The Arousal-Mood Explanation
The most widely accepted current explanation for the Mozart effect — when it does appear — is the arousal-and-mood hypothesis proposed by William Thompson and colleagues in 2001. The argument is that Mozart improved spatial performance not through any special property of classical music or Mozart's specific harmonic language, but because the upbeat, energetic quality of the particular sonata used elevated mood and physiological arousal, and this elevated state temporarily improved cognitive performance.
Supporting this interpretation, several studies found that the Mozart effect could be replicated using other stimulating music — a Stephen King story read aloud, a fast-tempo pop song, even silence broken by unexpectedly interesting content — and that relaxing or boring music actually impaired performance relative to more engaging alternatives. The effect wasn't about Mozart; it was about the cognitive consequences of being interested and alert.
Further support came from a clever study in which participants listened to either Mozart or a passage they found personally engaging (a beloved pop song, an exciting speech). The Mozart advantage over silence disappeared when compared to personally engaging non-classical music of similar arousal value. The effect was about arousal, not composition.
Does It Apply to Infants?
The extension of the Mozart effect to infant cognitive development was perhaps the most consequential — and most unsupported — popular claim. The original study used college students; there were no infant data at all. Subsequent research specifically examining whether prenatal or early postnatal music exposure produces lasting cognitive advantages in children found no reliable evidence for lasting intelligence effects.

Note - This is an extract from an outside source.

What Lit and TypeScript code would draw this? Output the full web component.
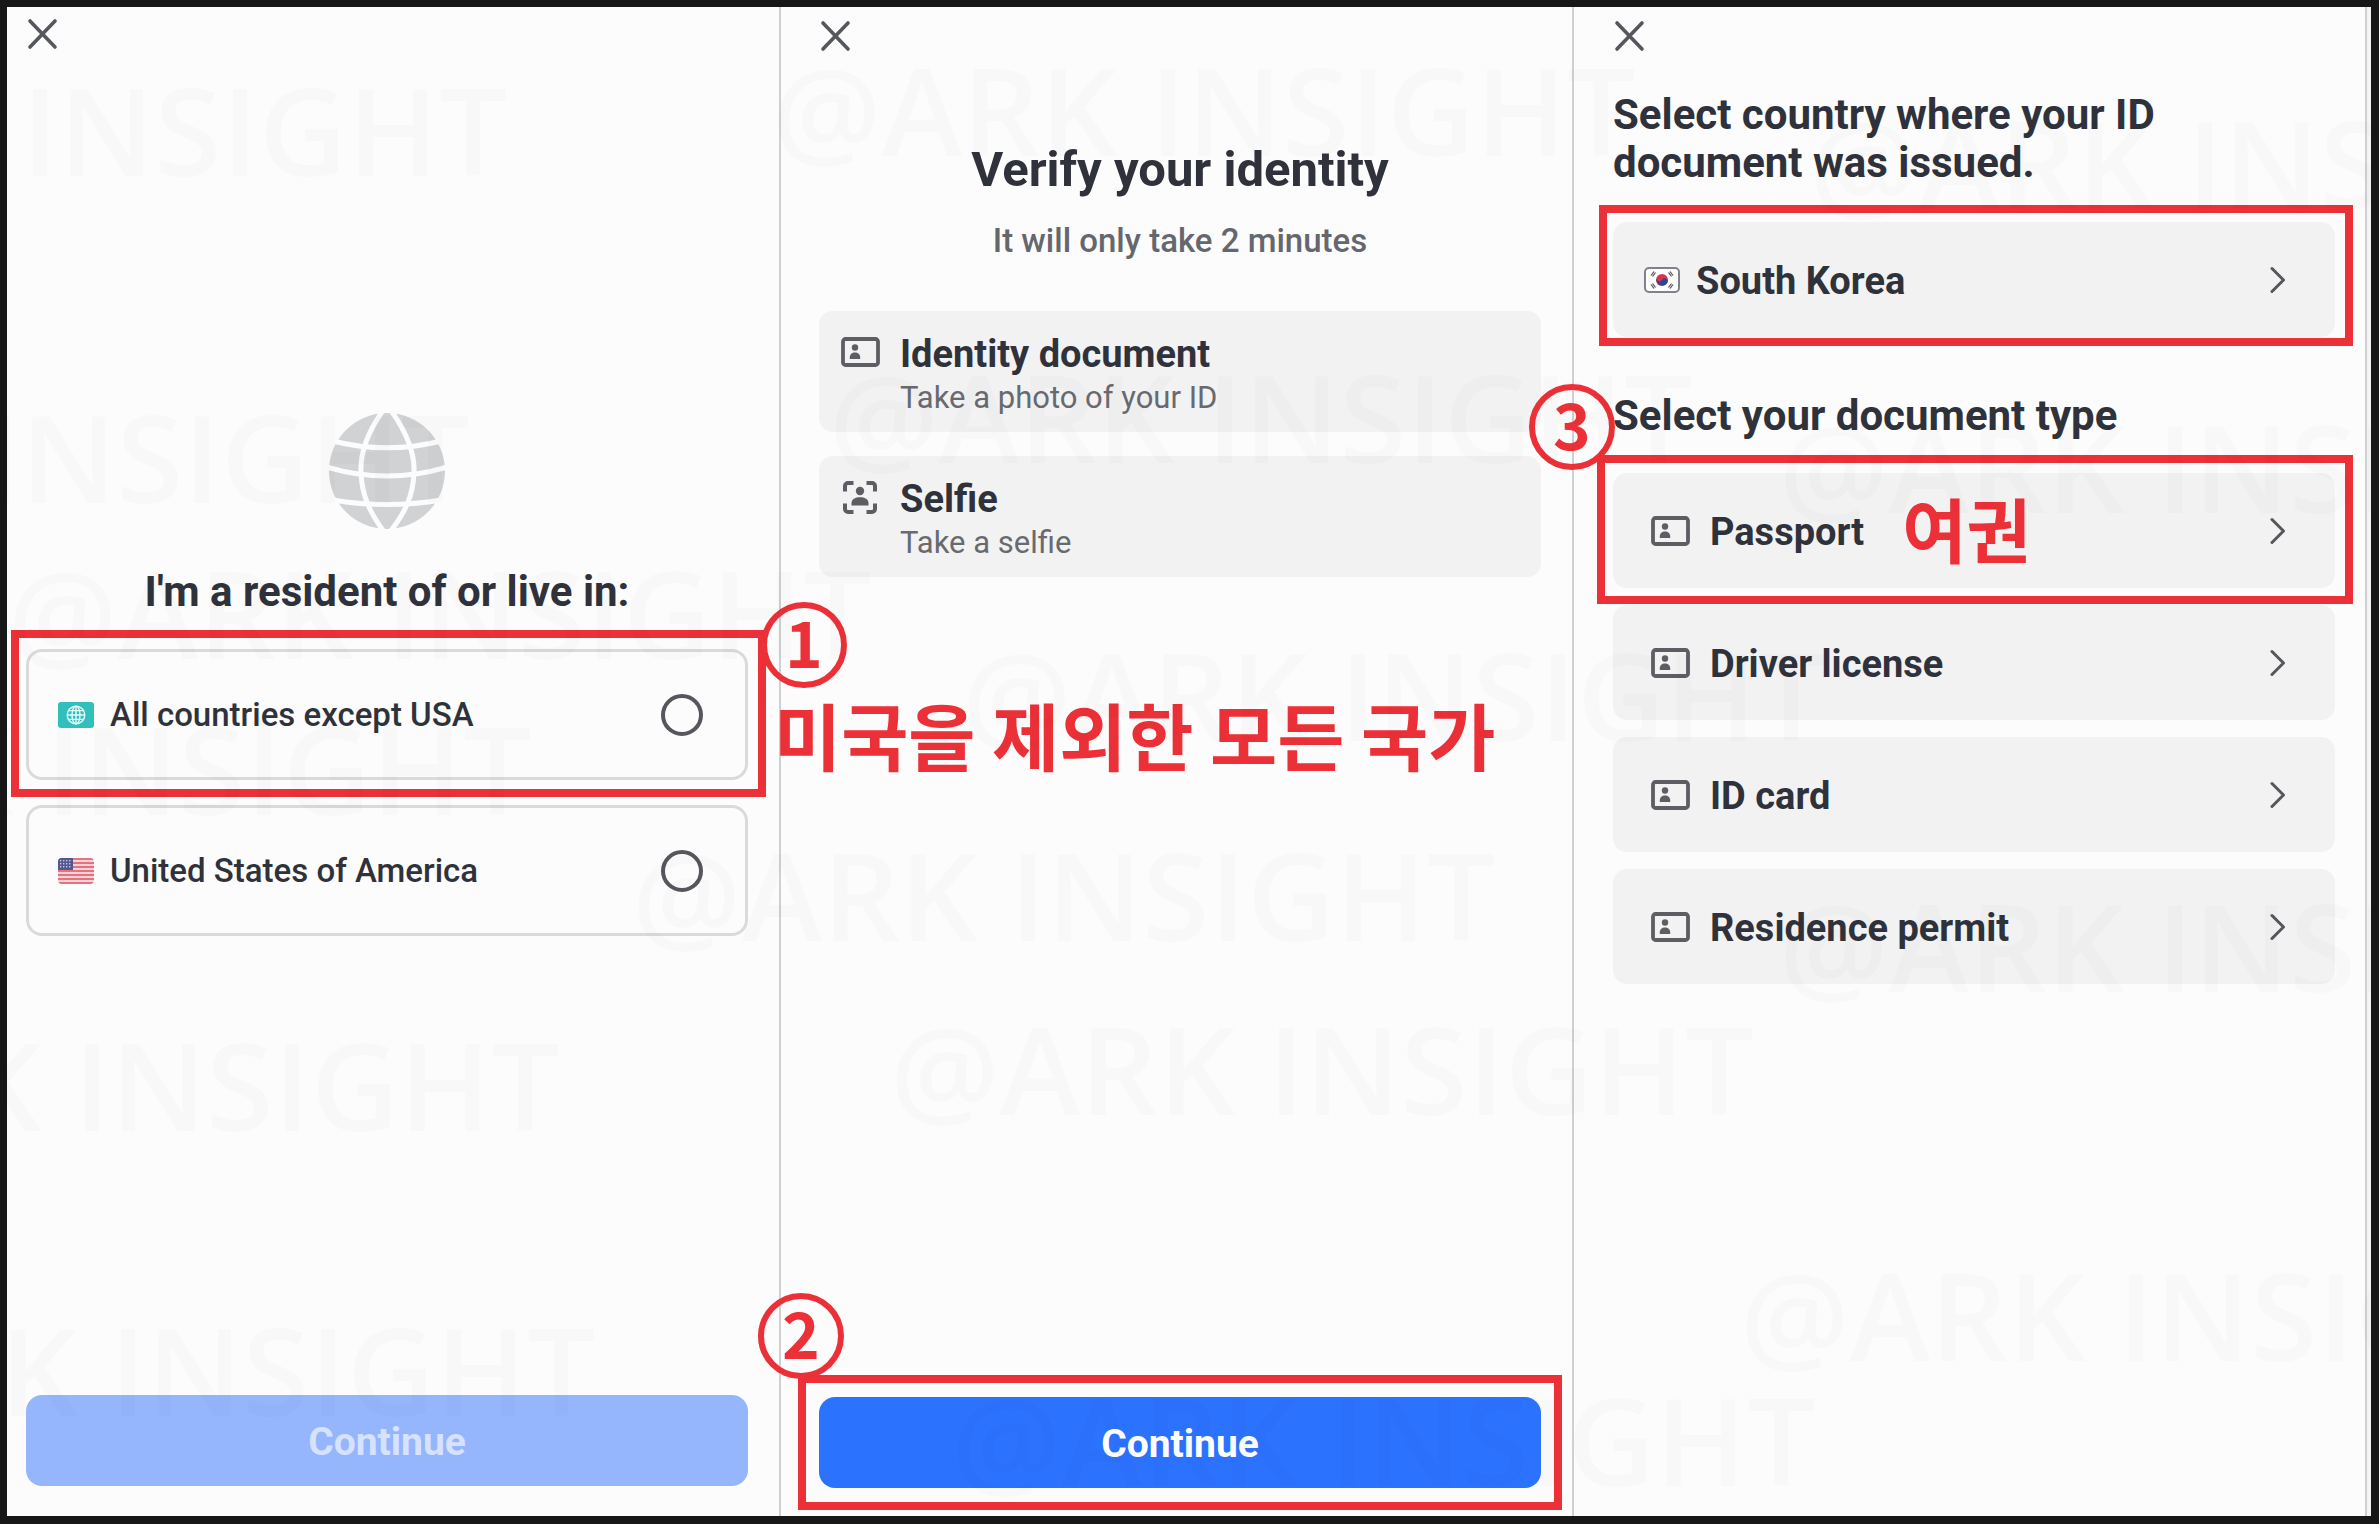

This doesn't mean early music exposure is without value. As discussed elsewhere on this site, active musical training — learning to play an instrument — does produce lasting neural changes and cognitive advantages. But passive exposure to recordings, however artistically distinguished, does not appear to confer the same benefits. The Baby Einstein industry was built on a category error: conflating the arousal-based short-term effects of listening to music with the structurally transformative effects of learning to make music.
What Remained After the Dust Settled
The Mozart effect controversy did produce genuine scientific progress, albeit not the kind that sells baby CDs. It stimulated extensive research into the music-cognition connection, producing several findings that have held up well:
- Arousal and cognitive performance: The relationship between arousal level and cognitive performance follows an inverted-U pattern (the Yerkes-Dodson curve). Music that moves you from understimulated to optimally stimulated genuinely improves performance on attentionally demanding tasks.
- Music and mood: Music is a powerful and reliable mood modulator, and mood state affects a wide range of cognitive functions including working memory, attention, and creative thinking.
- Musical training vs. musical listening: The cognitive benefits of active musical training are substantially larger and more lasting than those of passive listening. If you want long-term neural benefits, learn to play rather than streaming classical music.
- Individual differences: People who enjoy classical music show larger "Mozart effects" than those who don't, further supporting the arousal-mood interpretation.
Why the Myth Persisted
The Mozart effect's resilience as a cultural belief despite weak scientific support reveals something important about how we approach the question of cognitive optimization. Parents want to believe that simple, passive interventions can meaningfully improve their children's development. The idea that playing a CD could be a cognitive advantage is appealing precisely because it's effortless.
The actual science — that meaningful cognitive benefits require active engagement, practice, challenge, and time — is harder to market. But it's also more empowering: the neural benefits of musical training are available to anyone willing to do the work, not dependent on any particular composer.
Conclusion
The Mozart effect, as popularly understood, is substantially a myth. Listening to Mozart will not make you or your child permanently smarter. But the core finding — that the right music at the right moment can temporarily enhance performance by optimizing arousal and mood — is real and practically useful. And the adjacent science that the Mozart effect controversy catalyzed — on musical training, brainwave entrainment, and music's effects on cognition — turned out to be far more interesting than the original claim.
The best cognitive advice inspired by Mozart isn't to listen to his sonatas. It's to play an instrument, any instrument, with commitment and joy — and let the neural remodeling follow.